When I flip over the jig I have a single rail with its ties in the right location. I use an X-acto knife to trim any excess adhesive from the base of the rail. Then I spike each tie to the rail. I use Micro-Engineering's 7/16-inch long steel spikes. I place them with a needle-nose pliers, put a metal plate under each tie, then drive the spike home with a mallet and nail set. Since the spikes are longer than the tie is thick, the tip bends against the plate, locking it down.
At that point I check my track plan to see whether the section will be straight, curved, or a combination. For straight track, I clamp a straightedge to my workbench, then spike the second rail in place while holding the strip of ties against the straightedge. If I need a curve, I use a particle board template of the appropriate radius. I bend the tie strip around the template as I spike down the second rail. Since I have securely spiked each tie, the curve of the finished track section holds its shape.
I have made my own track gauges from wood for roughly placing the second rail but I use a more precise metal gauge for the final alignment. The nominal 45mm gauge actually varies between 1.760 and 1.800 inches.
My rail joiners also are homemade. I bend .020-inch sheet copper to wrap around the base of the rail and part way up the web on each side. I do the final forming of each joiner over a scrap of rail. Each is an inch long. Since I run no electricity through the rails, the joiners only function is to hold the rail in alignment.
From the time I start spiking it takes under 90 minutes to complete a six foot section. Then I brush on more paint to cover the joiners, the edges of the railhead, and any scratches. I remove the paint from the top of the rail with a sanding block and the section is ready to take outside.
ROADBED
I expect to lay hundreds of feet of track, so my roadbed system had to be inexpensive. Our property has gophers, tall weeds and grasses, and I have to take care of it. My roadbed also had to be low maintenance.
It ended up being a trench 4 inches deep by 8 inches wide with plastic nursery liner to control the weeds. I filled the trench with crushed rock (not pea gravel), tamped everything down, and sprinkled it with water. That packed the rock into a sturdy sub-base. The track sits on top and the ballast is the same crushed rock, screened through a 1/8-inch wire mesh, so it has a scale appearance.

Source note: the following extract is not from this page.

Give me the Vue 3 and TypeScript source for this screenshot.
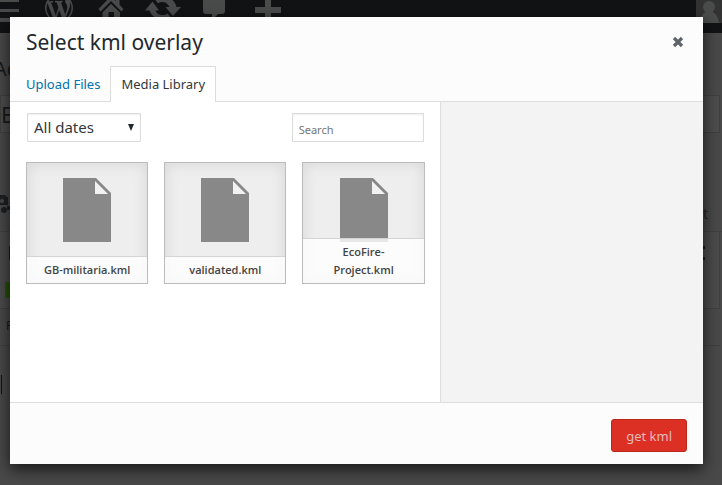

Within two months the redwood ties turned silver gray and the spike heads had lightly rusted. Wow! The final result looked wonderful!
ALAS, THE RAVAGES OF TIME!
A year passed. The rain and sun did their work. I noticed the expansion and contraction of the aluminum rail slowly had lifted the track out of the ballast. Then the ballast washed out. Weeds managed to grow in the crushed rock despite the anti-weed mat and I regularly had to pull them before a train could run through without derailing. What is more, gophers would dig up through the edges of the crushed rock area, push the track out of alignment, and dump dirt on it. And the rail kinked if somebody stood on the track because the crushed rock sub-roadbed was too unstable. That became even more of a problem when I turned down the flanges on my locomotive. On the curves, it derailed at every kink.
Clearly, I had to rethink my roadbed construction methods.
SOLUTIONS
My friend and ardent railfan, David Willoughby, helped to design a simple freight yard typical of a shortline terminal. We wanted a run-around, two or three classification tracks, a lead to the turntable where we could service engines, and a few miscellaneous stubs for a freight house and team track. I built more track sections.
The yard required ten turnouts. Photo A shows the points of one and the frog of another. No standards existed so I created my own, using NMRA HO standards as a guide. Here they are:
Track Gauge: 1.760" to 1.800"
Flangeway Gauge: 1.750" outside by 1.526" inside (.112" in each flangeway) by .125" deep.
Wheel Flanges: 1.726" maximum outside by 1.546" minimum inside (.090" maximum each flange) by .075" deep.
I was very careful in surveying grades and I formed the yard area with pressure treated 2 x 6 lumber on the lower side and 2 x 4s on the upper. Then I weeded the area and backfilled it with soil until it was level, an inch and a half below the height of the edge boards. Down went more plastic anti-weed mat and crushed rock. I sifted the top layer through a half-inch mesh. I compacted each layer thoroughly. This time I made the sub-roadbed wider and shallower. Wider to keep weeds and gopher holes farther from the track. Shallower so the weeds would have less depth for their roots.
Then the real weed and gopher control measure: Mortar. I spread it to a depth of ¼-inch. I also laid the west end yard lead across an eight foot railroad tie. It provides a stable crossing for people and my lawn mower.
The ballast was the same as before, but I mixed it 2:1 with mortar. I spread it on dry, brushed it into its final configuration, and misted on water. It holds the track very well.
RESULTS
The yard has now been down a year. Some areas along the downhill side need small retaining walls to control erosion. Weeds still root in the rock, but they are less of a nuisance. The biggest problem is rail expansion. For every 50 degrees of temperature swing, 6 feet of aluminum rail expands .05-inch. The mortar/ballast holds the straight track just fine but the curves at the end take all the expansion, push out of alignment by as much as half an inch, and the ballast breaks down causing washouts.
How to fix it? I have now added several more rail joint gaps. I also have driven 1 x 2 anchor stakes into the ground every three feet under the entire railroad and nailed a tie to each stake. When I lay new track, I will leave wider gaps. Also, instead of mortar, I now mix the ballast with portland cement and I coat all the rail joints with axle grease.
I consider all my efforts an ongoing experiment. Each of us has slightly different requirements, environments, budgets, and skills but I hope my report has helped you to avoid some problems on your own layout.
Editor's Note: Our surveys suggest "floating" the track on ballast (no spiking, mortar, or other methods of adhesion) may offer the best overall results regardless of climate. The compromises, of course, are the occasional washout, the need to control weeds, the tendency of track to shift if you or your dog step on it and, of course, the dreaded blight of gophers.